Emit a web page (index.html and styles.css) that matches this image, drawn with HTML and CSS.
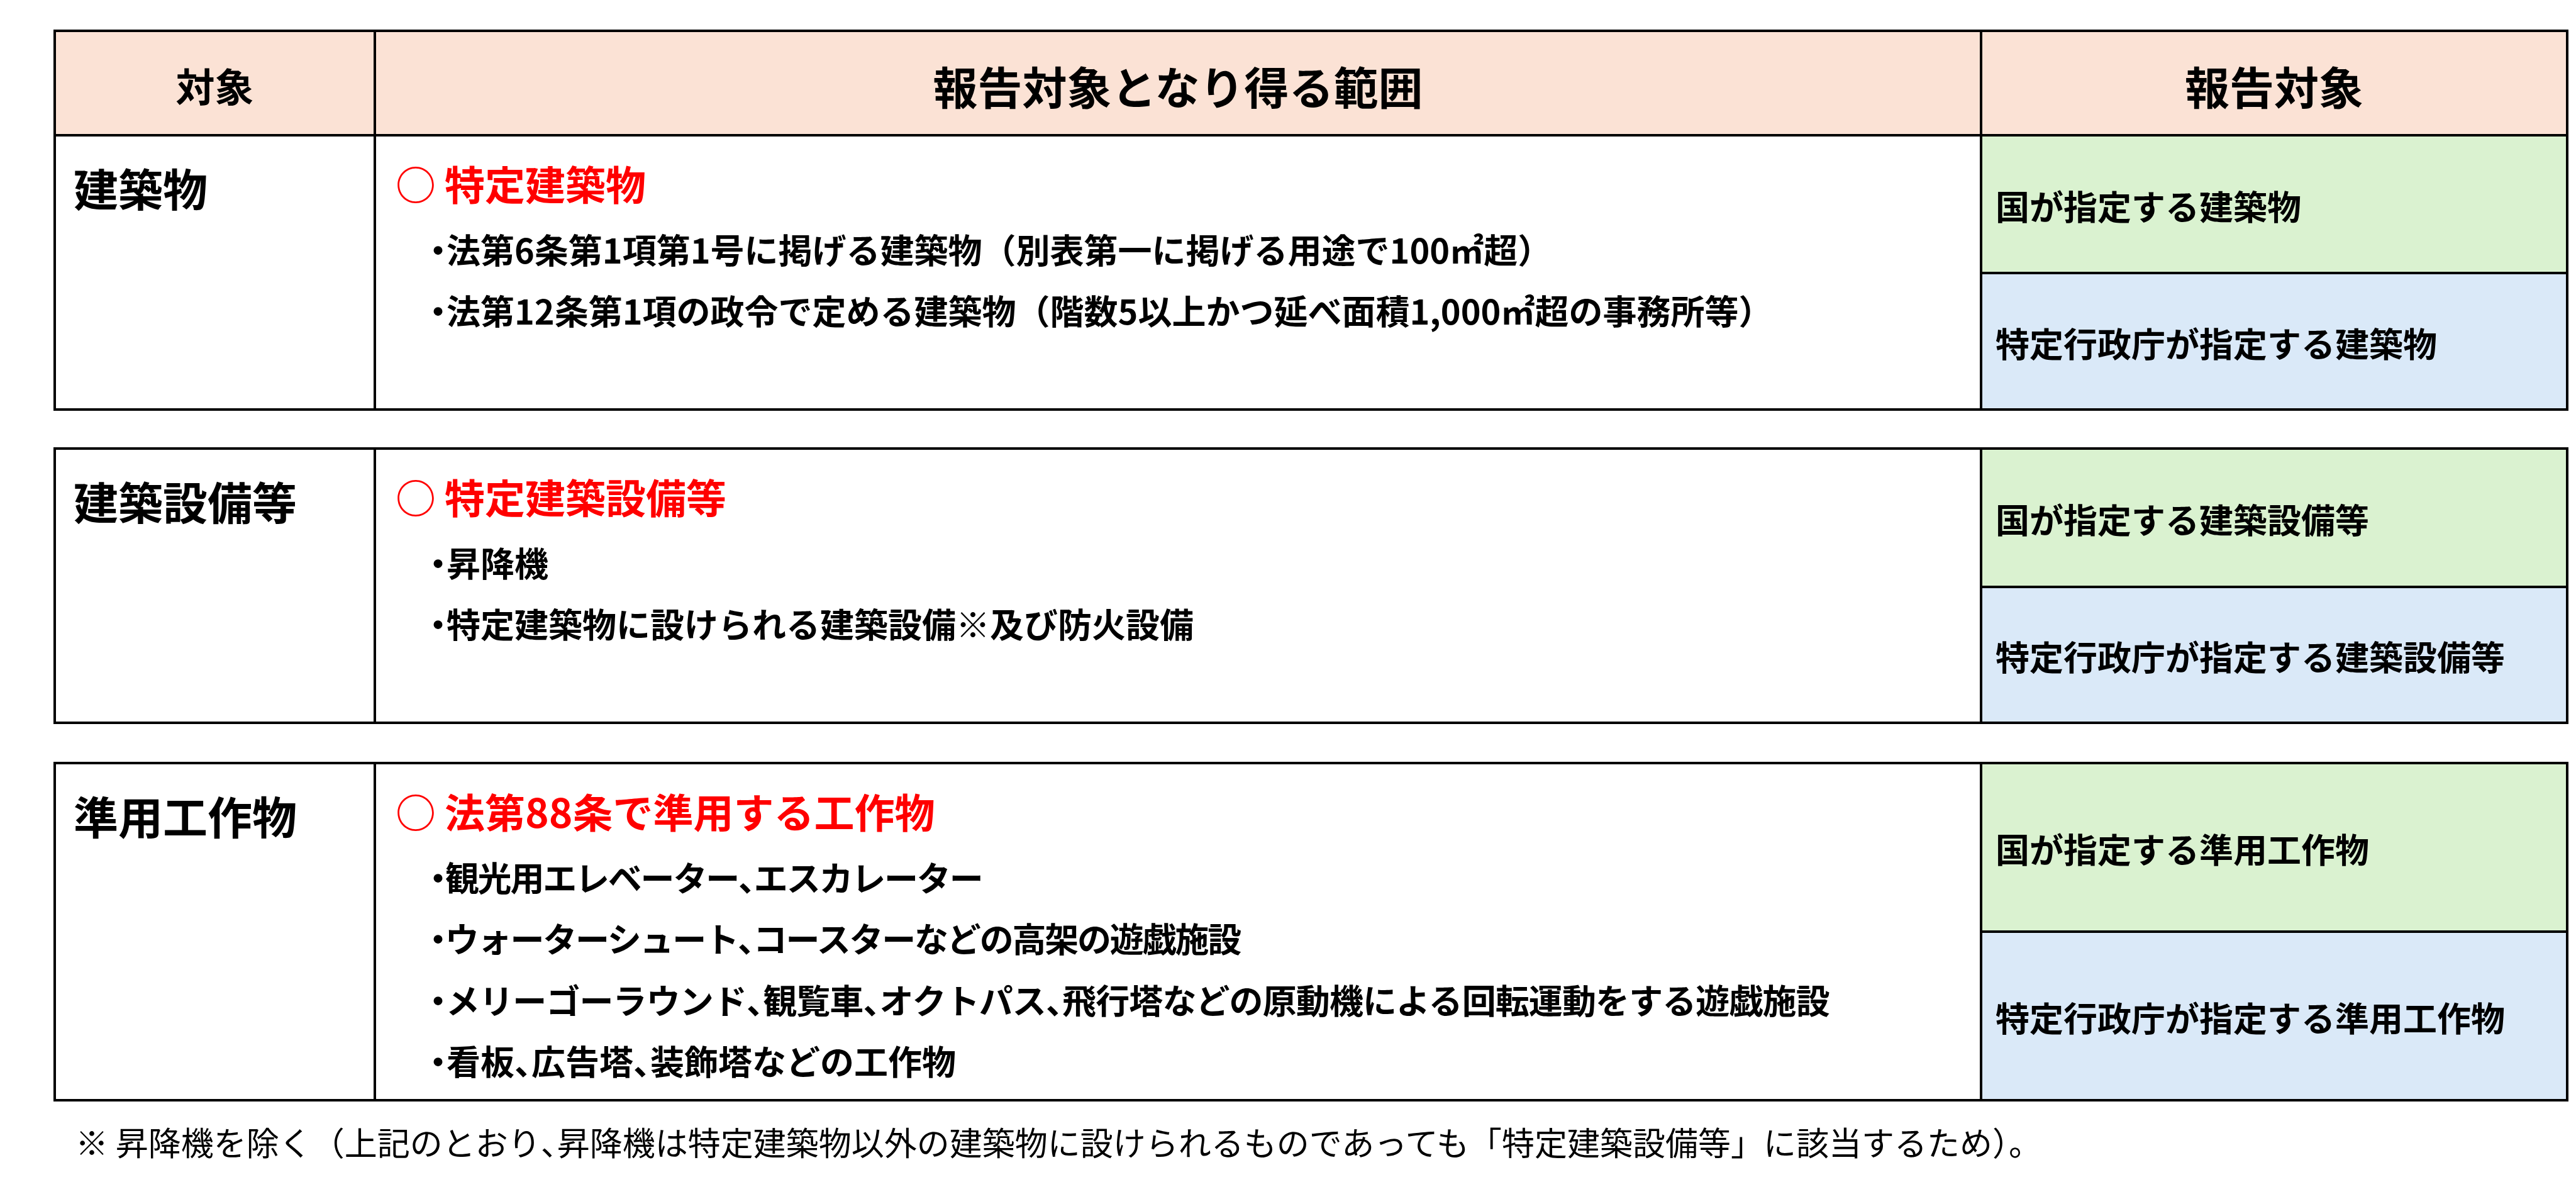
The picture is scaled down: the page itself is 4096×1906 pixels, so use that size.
FILE: index.html
```html
<!DOCTYPE html>
<html lang="ja">
<head>
<meta charset="utf-8">
<title>報告対象となり得る範囲</title>
<link rel="stylesheet" href="styles.css">
</head>
<body>
<div class="page">

  <section class="block block-first">
    <div class="hcell hcell-small">対象</div>
    <div class="hcell">報告対象となり得る範囲</div>
    <div class="hcell">報告対象</div>

    <div class="label">建築物</div>
    <div class="range">
      <div class="range-title"><span class="mark">○</span>特定建築物</div>
      <ul class="items">
        <li><span class="dot">・</span>法第6条第1項第1号に掲げる建築物（別表第一に掲げる用途で100㎡超）</li>
        <li><span class="dot">・</span>法第12条第1項の政令で定める建築物（階数5以上かつ延べ面積1,000㎡超の事務所等）</li>
      </ul>
    </div>
    <div class="targets targets-first">
      <div class="target target-national">国が指定する建築物</div>
      <div class="target target-local">特定行政庁が指定する建築物</div>
    </div>
  </section>

  <section class="block block-second">
    <div class="label">建築設備等</div>
    <div class="range">
      <div class="range-title"><span class="mark">○</span>特定建築設備等</div>
      <ul class="items">
        <li><span class="dot">・</span>昇降機</li>
        <li><span class="dot">・</span>特定建築物に設けられる建築設備※及び防火設備</li>
      </ul>
    </div>
    <div class="targets targets-second">
      <div class="target target-national">国が指定する建築設備等</div>
      <div class="target target-local">特定行政庁が指定する建築設備等</div>
    </div>
  </section>

  <section class="block block-third">
    <div class="label">準用工作物</div>
    <div class="range">
      <div class="range-title"><span class="mark">○</span>法第88条で準用する工作物</div>
      <ul class="items">
        <li class="tight"><span class="dot">・</span>観光用エレベーター<span class="p">、</span>エスカレーター</li>
        <li class="tight"><span class="dot">・</span>ウォーターシュート<span class="p">、</span>コースターなどの高架の遊戯施設</li>
        <li class="snug"><span class="dot">・</span>メリーゴーラウンド<span class="p">、</span>観覧車<span class="p">、</span>オクトパス<span class="p">、</span>飛行塔などの原動機による回転運動をする遊戯施設</li>
        <li><span class="dot">・</span>看板<span class="p">、</span>広告塔<span class="p">、</span>装飾塔などの工作物</li>
      </ul>
    </div>
    <div class="targets targets-third">
      <div class="target target-national">国が指定する準用工作物</div>
      <div class="target target-local">特定行政庁が指定する準用工作物</div>
    </div>
  </section>

  <p class="note">※ 昇降機を除く（上記のとおり<span class="p">、</span>昇降機は特定建築物以外の建築物に設けられるものであっても「特定建築設備等」に該当するため）。</p>

</div>
</body>
</html>
```

FILE: styles.css
```css
html, body {
  margin: 0;
  padding: 0;
  background: #ffffff;
}

body {
  font-family: "Noto Sans CJK JP", "Noto Sans", sans-serif;
  color: #000000;
}

.page {
  padding: 47px 0 0 85px;
}

.block {
  display: grid;
  grid-template-columns: 505px 2550px 928px;
  column-gap: 4px;
  row-gap: 4px;
  width: 3991px;
  border: 4px solid #000000;
  background: #000000;
}

.block-first {
  grid-template-rows: 162px 432px;
}

.block-second {
  grid-template-rows: 432px;
  margin-top: 58px;
}

.block-third {
  grid-template-rows: 532px;
  margin-top: 60px;
}

.hcell {
  display: flex;
  align-items: center;
  justify-content: center;
  box-sizing: border-box;
  padding-top: 6px;
  background: #FBE2D5;
  font-size: 71px;
  font-weight: 700;
  line-height: 90px;
}

.hcell-small {
  font-size: 62px;
}

.label {
  background: #ffffff;
  box-sizing: border-box;
  padding: 35px 0 0 28px;
  font-size: 71px;
  font-weight: 700;
  line-height: 90px;
}

.range {
  background: #ffffff;
  box-sizing: border-box;
  padding: 33px 0 0 31px;
}

.range-title {
  color: #FF0000;
  font-size: 64px;
  font-weight: 700;
  line-height: 80px;
}

.mark {
  margin-right: 14px;
}

.items {
  list-style: none;
  margin: 17px 0 0 0;
  padding: 0 0 0 54px;
}

.items li {
  font-size: 54px;
  font-weight: 700;
  line-height: 97.3px;
  white-space: nowrap;
}

.items li.tight {
  letter-spacing: -2.2px;
}

.items li.snug {
  letter-spacing: -0.9px;
}

.dot {
  font-feature-settings: "halt";
}

.p {
  font-feature-settings: "halt";
}

.targets {
  display: grid;
  row-gap: 4px;
  background: #000000;
}

.targets-first {
  grid-template-rows: 215px 213px;
}

.targets-second {
  grid-template-rows: 216px 212px;
}

.targets-third {
  grid-template-rows: 264px 264px;
}

.target {
  display: flex;
  align-items: center;
  box-sizing: border-box;
  padding: 4px 0 0 21px;
  font-size: 54px;
  font-weight: 700;
  line-height: 70px;
  white-space: nowrap;
}

.target-national {
  background: #DAF2D0;
}

.target-local {
  background: #DAE9F8;
}

.note {
  margin: 34px 0 0 0;
  padding-left: 35px;
  font-size: 52px;
  font-weight: 400;
  line-height: 60px;
  white-space: nowrap;
}
```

WORK TO DO
Copy out every line of the material above exactly, skipping the pictures.

OUTPUT BELOW
Emit a web page (index.html and styles.css) that matches this image, drawn with HTML and CSS.
The picture is scaled down: the page itself is 4096×1906 pixels, so use that size.
FILE: index.html
```html
<!DOCTYPE html>
<html lang="ja">
<head>
<meta charset="utf-8">
<title>報告対象となり得る範囲</title>
<link rel="stylesheet" href="styles.css">
</head>
<body>
<div class="page">

  <section class="block block-first">
    <div class="hcell hcell-small">対象</div>
    <div class="hcell">報告対象となり得る範囲</div>
    <div class="hcell">報告対象</div>

    <div class="label">建築物</div>
    <div class="range">
      <div class="range-title"><span class="mark">○</span>特定建築物</div>
      <ul class="items">
        <li><span class="dot">・</span>法第6条第1項第1号に掲げる建築物（別表第一に掲げる用途で100㎡超）</li>
        <li><span class="dot">・</span>法第12条第1項の政令で定める建築物（階数5以上かつ延べ面積1,000㎡超の事務所等）</li>
      </ul>
    </div>
    <div class="targets targets-first">
      <div class="target target-national">国が指定する建築物</div>
      <div class="target target-local">特定行政庁が指定する建築物</div>
    </div>
  </section>

  <section class="block block-second">
    <div class="label">建築設備等</div>
    <div class="range">
      <div class="range-title"><span class="mark">○</span>特定建築設備等</div>
      <ul class="items">
        <li><span class="dot">・</span>昇降機</li>
        <li><span class="dot">・</span>特定建築物に設けられる建築設備※及び防火設備</li>
      </ul>
    </div>
    <div class="targets targets-second">
      <div class="target target-national">国が指定する建築設備等</div>
      <div class="target target-local">特定行政庁が指定する建築設備等</div>
    </div>
  </section>

  <section class="block block-third">
    <div class="label">準用工作物</div>
    <div class="range">
      <div class="range-title"><span class="mark">○</span>法第88条で準用する工作物</div>
      <ul class="items">
        <li class="tight"><span class="dot">・</span>観光用エレベーター<span class="p">、</span>エスカレーター</li>
        <li class="tight"><span class="dot">・</span>ウォーターシュート<span class="p">、</span>コースターなどの高架の遊戯施設</li>
        <li class="snug"><span class="dot">・</span>メリーゴーラウンド<span class="p">、</span>観覧車<span class="p">、</span>オクトパス<span class="p">、</span>飛行塔などの原動機による回転運動をする遊戯施設</li>
        <li><span class="dot">・</span>看板<span class="p">、</span>広告塔<span class="p">、</span>装飾塔などの工作物</li>
      </ul>
    </div>
    <div class="targets targets-third">
      <div class="target target-national">国が指定する準用工作物</div>
      <div class="target target-local">特定行政庁が指定する準用工作物</div>
    </div>
  </section>

  <p class="note">※ 昇降機を除く（上記のとおり<span class="p">、</span>昇降機は特定建築物以外の建築物に設けられるものであっても「特定建築設備等」に該当するため）。</p>

</div>
</body>
</html>
```

FILE: styles.css
```css
html, body {
  margin: 0;
  padding: 0;
  background: #ffffff;
}

body {
  font-family: "Noto Sans CJK JP", "Noto Sans", sans-serif;
  color: #000000;
}

.page {
  padding: 47px 0 0 85px;
}

.block {
  display: grid;
  grid-template-columns: 505px 2550px 928px;
  column-gap: 4px;
  row-gap: 4px;
  width: 3991px;
  border: 4px solid #000000;
  background: #000000;
}

.block-first {
  grid-template-rows: 162px 432px;
}

.block-second {
  grid-template-rows: 432px;
  margin-top: 58px;
}

.block-third {
  grid-template-rows: 532px;
  margin-top: 60px;
}

.hcell {
  display: flex;
  align-items: center;
  justify-content: center;
  box-sizing: border-box;
  padding-top: 6px;
  background: #FBE2D5;
  font-size: 71px;
  font-weight: 700;
  line-height: 90px;
}

.hcell-small {
  font-size: 62px;
}

.label {
  background: #ffffff;
  box-sizing: border-box;
  padding: 35px 0 0 28px;
  font-size: 71px;
  font-weight: 700;
  line-height: 90px;
}

.range {
  background: #ffffff;
  box-sizing: border-box;
  padding: 33px 0 0 31px;
}

.range-title {
  color: #FF0000;
  font-size: 64px;
  font-weight: 700;
  line-height: 80px;
}

.mark {
  margin-right: 14px;
}

.items {
  list-style: none;
  margin: 17px 0 0 0;
  padding: 0 0 0 54px;
}

.items li {
  font-size: 54px;
  font-weight: 700;
  line-height: 97.3px;
  white-space: nowrap;
}

.items li.tight {
  letter-spacing: -2.2px;
}

.items li.snug {
  letter-spacing: -0.9px;
}

.dot {
  font-feature-settings: "halt";
}

.p {
  font-feature-settings: "halt";
}

.targets {
  display: grid;
  row-gap: 4px;
  background: #000000;
}

.targets-first {
  grid-template-rows: 215px 213px;
}

.targets-second {
  grid-template-rows: 216px 212px;
}

.targets-third {
  grid-template-rows: 264px 264px;
}

.target {
  display: flex;
  align-items: center;
  box-sizing: border-box;
  padding: 4px 0 0 21px;
  font-size: 54px;
  font-weight: 700;
  line-height: 70px;
  white-space: nowrap;
}

.target-national {
  background: #DAF2D0;
}

.target-local {
  background: #DAE9F8;
}

.note {
  margin: 34px 0 0 0;
  padding-left: 35px;
  font-size: 52px;
  font-weight: 400;
  line-height: 60px;
  white-space: nowrap;
}
```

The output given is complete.